The invaders had planned for a number of scenarios: a wave of displaced civilians, disease outbreaks and Saddam's troops setting fire to oil wells, among others.

But they were completely unprepared for a surge in armed resistance and sectarian violence, although it was a risk described in pre-war US intelligence assessments.

Shootings and abuses of civilians became commonplace. Many were killed at checkpoints manned by overzealous or nervous coalition soldiers.

More abuses would follow, most notoriously at the Abu Ghraib prison in 2004.

Politicians in Washington bickered over whether Iraq should be rebuilt and guided to democracy, a view held by Mr Bush and Paul Bremer, the US civilian administrator given the power to rule by decree between May 2003 and June 2004.

Tasked with helping establish an Iraqi interim government, largely made up of Iraqi exiles, and overseeing initial reconstruction, Mr Bremer pressed the US president for a longer term commitment that he likened to “a marathon”. Critics said it would be an extended occupation.

Others believed the US had largely completed its mission by removing Saddam, a view shared by Bush administration officials Rumsfeld, Dick Cheney and Paul Wolfowitz, who told Congress: “Iraq can really finance its own reconstruction, and relatively soon.”

Douglas Feith, Rumsfeld’s deputy, would later say the primary goal of the war should have been “safeguarding Americans from the threats posed by Saddam’s regime” rather than building democracy.

Mr Bremer said substantial reconstruction funds would be needed, in the end totalling $60 billion of US funds and $146bn in Iraqi funds out of a total war cost of around $1 trillion. The vast majority of the cost comprised security expenditure as coalition forces and reconstruction operations were threatened across most of Iraq.

Lack of agreement on the way forward, what Mr Bremer called “bifurcated” pre-war planning between government agencies, led to ad hoc and inefficient reconstruction plans that wasted US and Iraqi funds.

Most Iraqi cities still lack a proper power supply, sanitation and clean water.

Iraq became a quagmire for the US and British-led force, which found itself partnering Iran-backed Shiite parties while simultaneously fighting Shiite militias and Sunni insurgents, who were soon reinforced by Al Qaeda.

Sectarian violence at the hands of these groups caused a descent into chaos. More than 209,000 civilian deaths have been documented by Iraq Body Count. The NGO counted more than 3,000 in November 2006 alone, the worst month of violence recorded.

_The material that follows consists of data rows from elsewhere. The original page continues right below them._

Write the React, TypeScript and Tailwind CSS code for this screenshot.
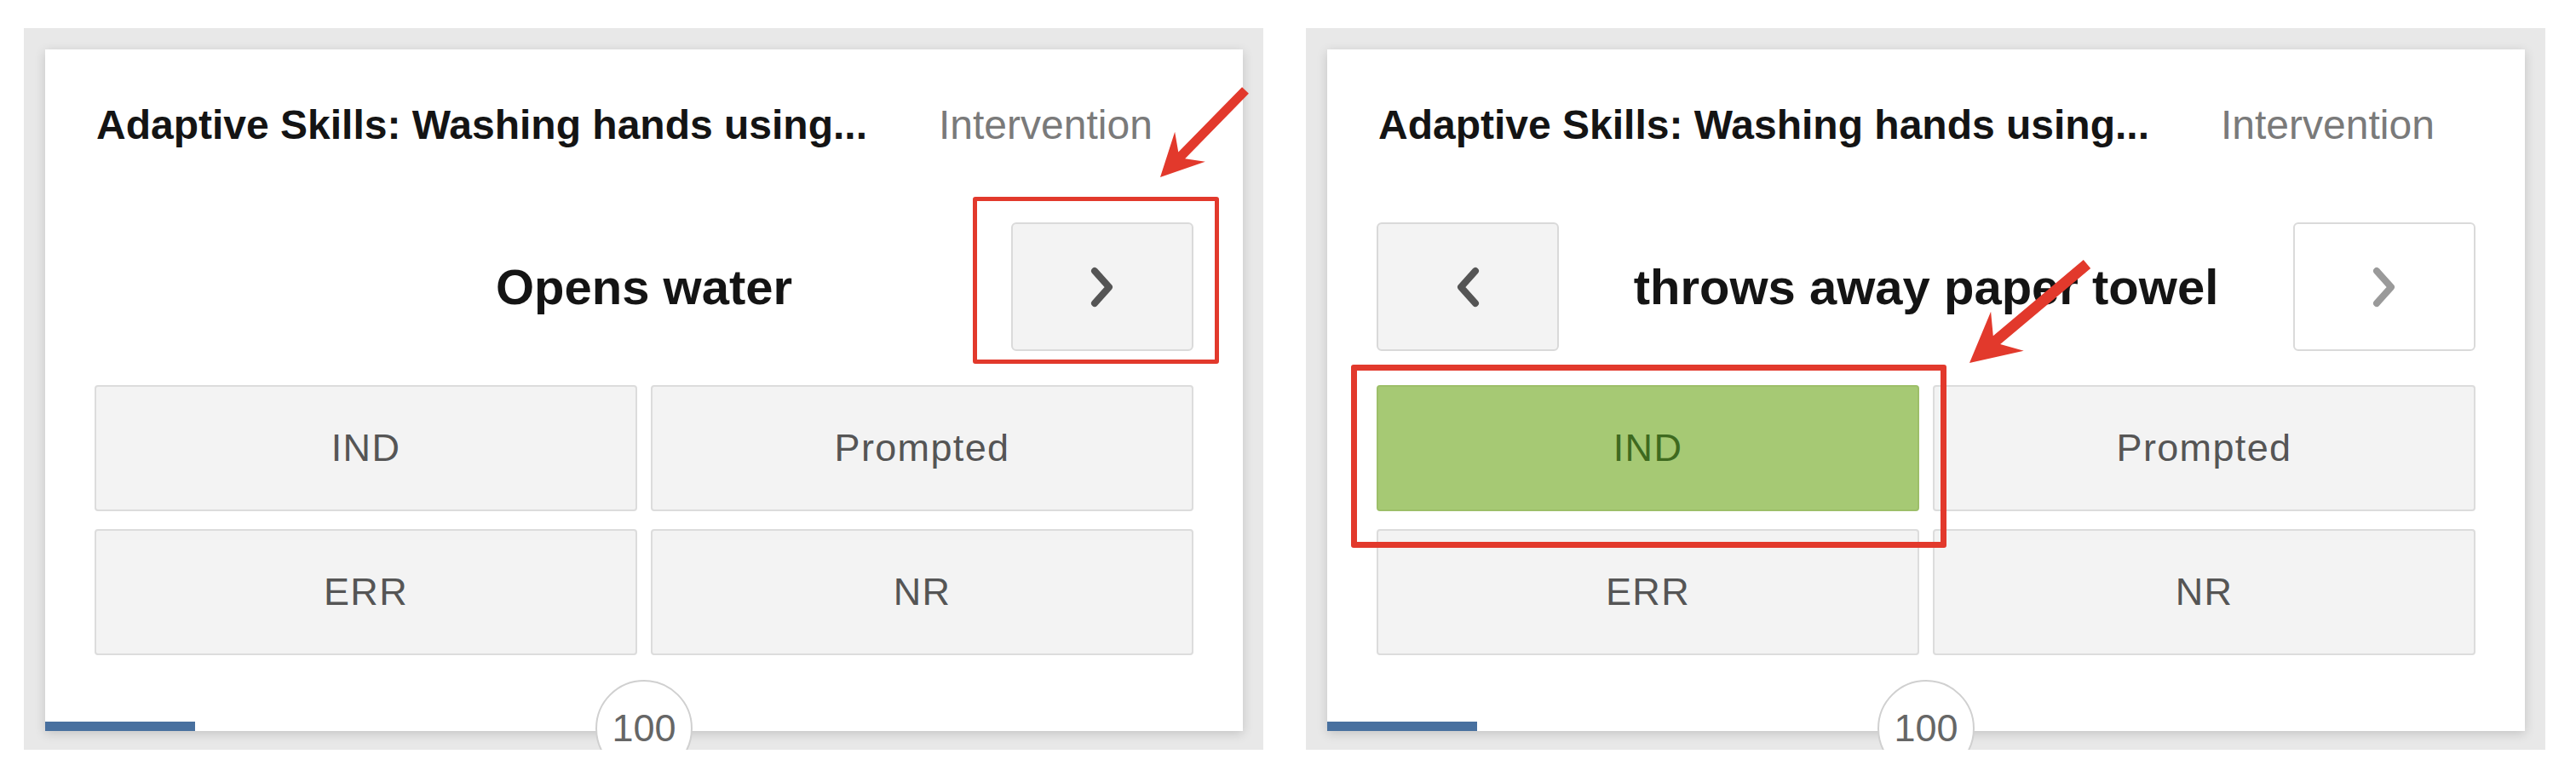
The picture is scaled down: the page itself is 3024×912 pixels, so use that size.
import { FC } from 'react'

type TStepCard = {
    'step': string,
    'has-prev': boolean,
    'next-white': boolean,
    'selected': string | null,
};

type TArrow = {
    x1: number, y1: number, x2: number, y2: number,
    shaft: number, headLen: number, headW: number,
};

const cards: TStepCard[] = [
    { 'step': 'Opens water', 'has-prev': false, 'next-white': false, 'selected': null },
    { 'step': 'throws away paper towel', 'has-prev': true, 'next-white': true, 'selected': 'IND' },
];

const options: string[] = ['IND', 'Prompted', 'ERR', 'NR'];

const arrows: TArrow[] = [
    { x1: 1462, y1: 106, x2: 1362, y2: 208, shaft: 11, headLen: 50, headW: 50 },
    { x1: 2450, y1: 310, x2: 2312, y2: 426, shaft: 13, headLen: 58, headW: 60 },
];

// polygon for an annotation arrow (shaft + barbed head)
const arrowPoints = (a: TArrow) => {
    const dx = a.x2 - a.x1, dy = a.y2 - a.y1;
    const len = Math.hypot(dx, dy);
    const ux = dx / len, uy = dy / len;
    const nx = -uy, ny = ux;
    const bx = a.x2 - ux * a.headLen, by = a.y2 - uy * a.headLen;
    const kx = a.x2 - ux * a.headLen * 0.72, ky = a.y2 - uy * a.headLen * 0.72;
    const h = a.shaft / 2, w = a.headW / 2;
    const pts = [
        [a.x1 + nx * h, a.y1 + ny * h],
        [kx + nx * h, ky + ny * h],
        [bx + nx * w, by + ny * w],
        [a.x2, a.y2],
        [bx - nx * w, by - ny * w],
        [kx - nx * h, ky - ny * h],
        [a.x1 - nx * h, a.y1 - ny * h],
    ];
    return pts.map(p => p.join(',')).join(' ');
};

const Chevron: FC<{ dir: 'left' | 'right', color: string }> = ({ dir, color }) => (
    <svg width="32" height="48" viewBox="0 0 32 48" fill="none">
        <polyline
            points={dir === 'left' ? '25,5 8,24 25,43' : '7,5 24,24 7,43'}
            stroke={color}
            strokeWidth="8"
            strokeLinecap="round"
            strokeLinejoin="round"
        />
    </svg>
);

const StepCard: FC<{ card: TStepCard }> = ({ card }) => {
    return (
        <div className="overflow-hidden bg-[#e8e8e8] pt-[25px] pl-[25px] pr-[24px] pb-[22px]">
            <div className="relative flex h-[800px] w-[1406px] flex-col bg-white shadow-[0_3px_12px_rgba(0,0,0,0.16)]">
                {/* header */}
                <div className="flex items-baseline whitespace-nowrap pl-[60px] pt-[61px] text-[48px] leading-[56px]">
                    <span className="w-[989px] font-bold text-[#141414]">Adaptive Skills: Washing hands using...</span>
                    <span className="text-[#7a7a7a]">Intervention</span>
                </div>

                {/* step nav */}
                <div className="mt-[86px] grid grid-cols-[214px_1fr_214px] items-center px-[58px]">
                    {card['has-prev'] ? (
                        <button className="flex h-[151px] items-center justify-center rounded-[6px] border-2 border-[#d9d9d9] bg-[#f3f3f3]">
                            <Chevron dir="left" color="#555555" />
                        </button>
                    ) : <div />}
                    <h2 className="pt-[1px] text-center text-[58px] font-bold leading-none text-[#141414]">{card.step}</h2>
                    <button className={`flex h-[151px] items-center justify-center rounded-[6px] border-2 border-[#dadada] ${card['next-white'] ? 'bg-white' : 'bg-[#f3f3f3]'}`}>
                        <Chevron dir="right" color={card['next-white'] ? '#9a9a9a' : '#555555'} />
                    </button>
                </div>

                {/* scoring buttons */}
                <div className="mt-[40px] grid grid-cols-2 gap-x-[16px] gap-y-[21px] px-[58px]">
                    {options.map((opt: string) => (
                        <button
                            key={opt}
                            className={
                                card.selected === opt
                                    ? 'flex h-[148px] items-center justify-center rounded-[4px] border-2 border-[#9dbf69] bg-[#a6c974] text-[45px] tracking-[0.03em] text-[#3e6a1f]'
                                    : 'flex h-[148px] items-center justify-center rounded-[4px] border-2 border-[#dcdcdc] bg-[#f3f3f3] text-[45px] tracking-[0.03em] text-[#555555]'
                            }
                        >
                            {opt}
                        </button>
                    ))}
                </div>

                {/* progress */}
                <div className="mt-auto h-[11px] w-[176px] bg-[#48709f]" />
                <div className="absolute left-1/2 top-[740px] flex h-[114px] w-[114px] -translate-x-1/2 items-center justify-center rounded-full border-2 border-[#d0d0d0] bg-white text-[45px] text-[#666666]">
                    100
                </div>
            </div>
        </div>
    );
};

const App: FC = () => {
    return (
        <div className="relative h-[912px] w-[3024px] overflow-hidden bg-white font-['Liberation_Sans',Arial,sans-serif]">
            <div className="flex gap-[50px] pl-[28px] pt-[33px]">
                {cards.map((card: TStepCard, index: number) => (
                    <StepCard key={index} card={card} />
                ))}
            </div>

            {/* annotations */}
            <div className="pointer-events-none absolute left-[1142px] top-[231px] h-[196px] w-[289px] rounded-[3px] border-[5px] border-[#e2392c]" />
            <div className="pointer-events-none absolute left-[1586px] top-[428px] h-[215px] w-[699px] rounded-[3px] border-[7px] border-[#e2392c]" />
            <svg className="pointer-events-none absolute left-0 top-0" width="3024" height="912">
                {arrows.map((a: TArrow, index: number) => (
                    <polygon key={index} points={arrowPoints(a)} fill="#e2392c" />
                ))}
            </svg>
        </div>
    )
}

export default App
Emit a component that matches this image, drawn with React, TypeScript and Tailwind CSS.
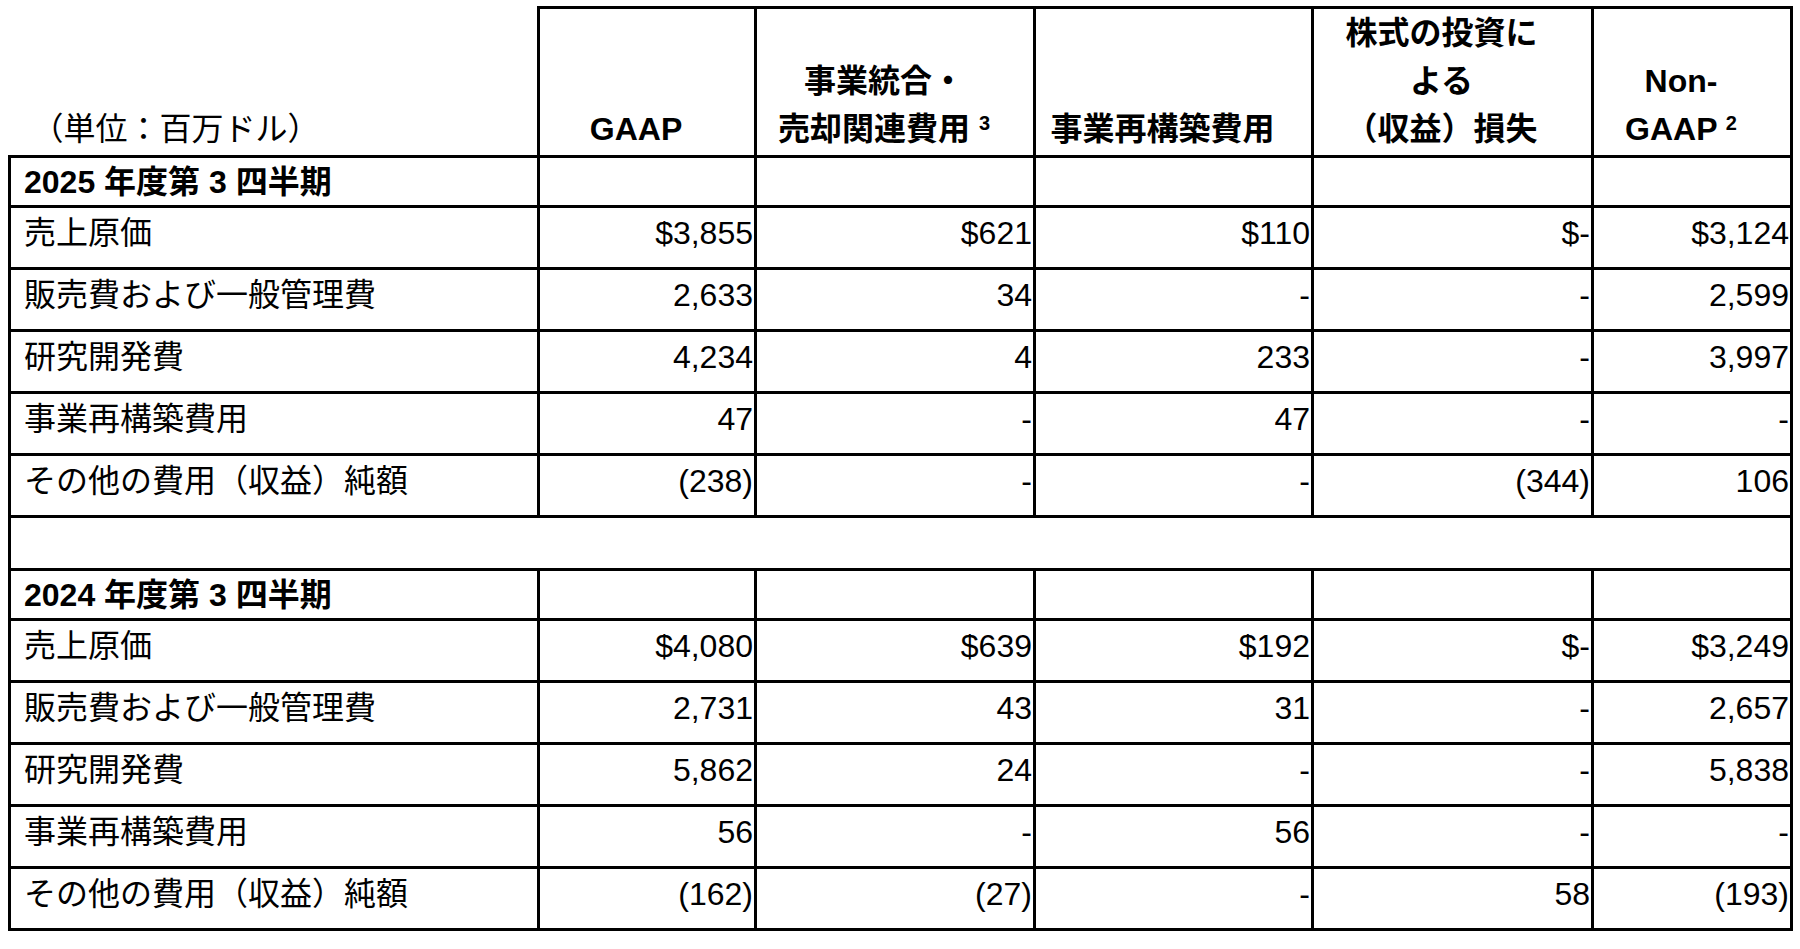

Repeated attempts by the Coalition and the UN to jump-start a political process failed and corruption spiralled out of control, with little oversight of oil revenue and reconstruction funds, documented by damning US audits later in the war.

Iraq enjoyed a brief period of relative calm after a Shiite militia ceasefire and the near total defeat of Al Qaeda in 2008 following a Sunni tribal rebellion against the group.

But the forces of sectarianism were never truly laid to rest and played a key role in the rise of ISIS between 2012 and 2014.

Kadhim Al Jabbouri, a well-known Iraqi weightlifter who launched the effort to topple Saddam's statue by attacking it with a sledgehammer, would later say he regretted his actions.

“Things started to get worse every year,” he told Time magazine in 2016.

“There was infighting, corruption, killing, looting. Saddam has gone, but now in his place, we have 1,000 Saddams.”